Cranberries, also known as 'sassamanesh" and "ibimi," to people of the First Nations, thrive in growing conditions that most plants would avoid--acidic soil, lower temperatures, and few nutrients. In fact, Vitamin C rich cranberries are one of just a handful of cultivated fruits native to this country. They're also favorites on holiday dinner tables and make delicious treats. Hike the dunes of Sandy Neck in search of freshwater cranberry wetlands with Long Pasture's Ian Ives. Learn about wetland ecology and have an opportunity to pick fresh Sandy Neck cranberries!
PLEASE NOTE: This program will be conducted in accordance with current Municipal, State, and Mass Audubon Covid-19 protocols. Groups are limited to 11 pre-registered adults. Participants are required to wear a face covering and follow social distancing guidelines. Mass Audubon cannot loan field equipment at this time. A detailed confirmation letter will be emailed 24 hours before the program.

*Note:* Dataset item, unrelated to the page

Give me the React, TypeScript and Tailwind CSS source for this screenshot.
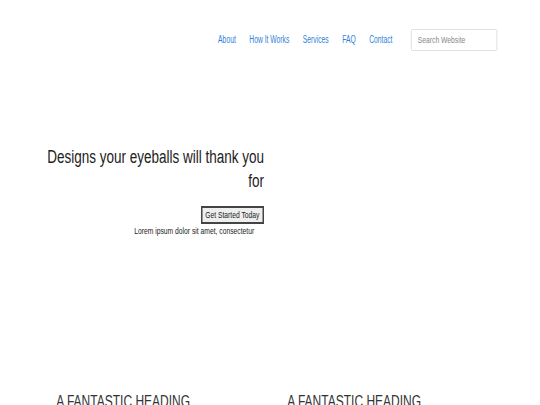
const navLinks = ['About', 'How It Works', 'Services', 'FAQ', 'Contact'];

// the page is laid out 720px wide and squeezed to 540px, as in the reference
export default function App() {
  return (
    <div className="h-[405px] w-[540px] overflow-hidden bg-white">
      <div
        className="w-[720px] origin-left scale-x-75 text-[#333]"
        style={{ fontFamily: '"Liberation Sans", Arial, sans-serif' }}
      >
        <header className="flex h-[80px] items-start justify-end pr-[57px] pt-[29px]">
          <nav className="mt-[5px] flex origin-right scale-x-90 gap-[20px] text-[10px] text-[#2f7fd9]">
            {navLinks.map((link) => (
              <a key={link} href="#" className="leading-[12px]">
                {link}
              </a>
            ))}
          </nav>
          <input
            placeholder="Search Website"
            className="ml-[25px] h-[22px] w-[115px] rounded-[2px] border border-[#ddd] px-[8px] text-[9px] placeholder:text-[#888]"
          />
        </header>

        <section className="ml-[52px] mt-[65px] flex w-[300px] flex-col items-end text-right">
          <h1 className="text-[18px] leading-[24px] text-[#222]">Designs your eyeballs will thank you for</h1>
          <button className="mt-[13px] h-[18px] border-2 border-[#444] bg-[#eee] px-[4px] text-[9px] leading-[12px] text-[#222]">
            Get Started Today
          </button>
          <p className="mr-[13px] mt-[1px] text-[9px] leading-[12px] text-[#222]">
            Lorem ipsum dolor sit amet, consectetur
          </p>
        </section>

        <section className="mt-[156px] flex pl-[75px]">
          <h2 className="w-[308px] text-[16px] leading-[18px] text-[#333]">A FANTASTIC HEADING</h2>
          <h2 className="text-[16px] leading-[18px] text-[#333]">A FANTASTIC HEADING</h2>
        </section>
      </div>
    </div>
  );
}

Please dress for the weather and wear comfortable walking shoes. Bring binoculars if you have them. Please arrive and check-in 10 minutes before the start of the program. This program includes sanctuary admission for the remainder of the day.
Please note our cancellation policy: In order to receive a refund, you must notify us of your cancellation at least 7 days before the program begins. If we cancel the program, you will receive a full refund. We reserve the right to change programs, schedules, and instructors, and to cancel programs due to low enrollment or unfavorable weather.